Epic, or Epic Fail?

Live TV is one of the most anxiety-inducing tasks facing artists, producers, and engineers, not to mention corporate and political types. In the past two weeks, the NFL’s cash cow, the Super Bowl on Fox and Russia’s pride and joy, the Olympic’s Opening Ceremonies on NBC tried their darndest to impress the world. Both the NFL and Russia took extreme precautions to ensure a flawless show. But in the end, the best way to wow the crowd is to fake it.

Unless you were busy getting rid of some excess beer and missed last week’s Super Bowl Halftime Show, it was obvious to anyone watching that the Red Hot Chili Peppers weren’t totally live. The vocals were live, but the guitar and bass weren’t even plugged in. Before flags could be thrown on the play, the move was explained eloquently by Flea. The NFL insisted that they play along with a prerecorded track (as is the case with almost every single music video ever produced) with only the vocals performed live.

The Peppers debated the issue, but realized that many things, and possibly everything, could go wrong trying to give a great performance in that situation. Rain, cold temperatures, and faulty wiring aside, it usually takes hours to get instruments miced properly, and when the stage has to move into the middle of a football field, who knows what that could sound like. As Flea said, “The NFL does not want to risk their show being botched by bad sound, period.” To satisfy both the NFL, and its own moral compass, the band recorded a track specifically for the show, and poured all the energy they could into it. And I must say—they sounded great.

Moreover, to their credit, the band didn’t try to pull one over on the crowd. They didn’t plug their guitars into wireless units transmitting to nowhere and pretend they were playing. Instead, they purposefully left their guitars unplugged, verifying for anyone interested that they weren’t playing. You known how art conservationists purposefully use identifiable brush strokes and pigments so their work will never be confused with the genuine art? Same thing here. Bravo.

And then there’s Russia. With seven years to plan and get everything exactly right, you would have thought the Opening Ceremonies would have been flawless. They weren’t. The Fisht stadium was designed and built for exactly two events—the opening and closing ceremonies. Even so, the Russians unfortunately failed to plant the landing.

One of the most anticipated moments in every opening ceremony is the first reveal of the Olympic rings. The plan was for five huge animatronic snowflakes to float down from the sky, open up into the iconic Olympic rings, and then explode in a flurry of pyrotechnics. Unfortunately, one stubborn snowflake failed to open and instead just sat there, as a kind of asterisk on the other rings. Trying not to draw attention to the catastrophe, the people running the show bailed on the fireworks. The international audience saw the unfortunate glitch occur, and life goes on.
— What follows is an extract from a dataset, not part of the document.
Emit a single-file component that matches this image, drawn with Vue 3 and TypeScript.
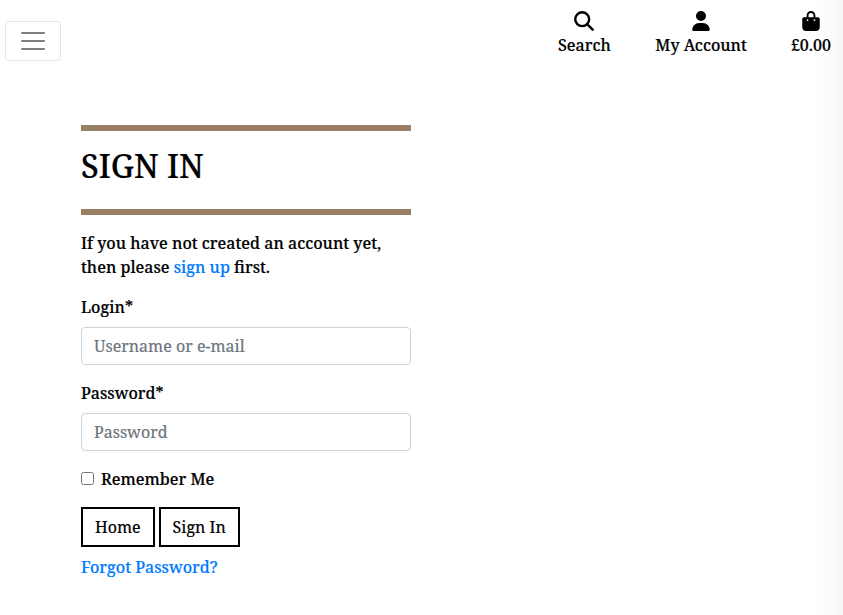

However, in Russia, apparently failure is not an option. When that shy little snowflake refused to open, the people running the show switched over to a rehearsal tape in which all the rings and the fireworks go as planned. Russian audiences saw a perfect performance—full of pomp, circumstance, ballet, Stravinsky, and not a single mention of the Gulag. I guess Russia must always appear to be perfect, to Russians, especially.

Let’s put aside the Internet rumors that the responsible technician was found dead the next day in his hotel room, and we can skip the joke that the errant snowflake was gay and afraid to come out in Sochi. The question remains: Would you prefer a genuinely live halftime show with probably bad sound, or would you prefer a fake but good-sounding performance? And which broadcast would you prefer—the honest and imperfect one, or the Russian/perfect one? When you’re watching an epic event, do you want reality or did you tune in for the fantasy?

COMMENTS
LordoftheRings's picture

...Who truly cares. ...The accent is on the game, and the games, not the halftime show and the opening show.
Those are simple diversions, 'preambules', financial attractions.
And glitches and safety nets are part of their protection, promotion.

We live in an imperfect world, and that Superbowl game was just another great example; totally boring!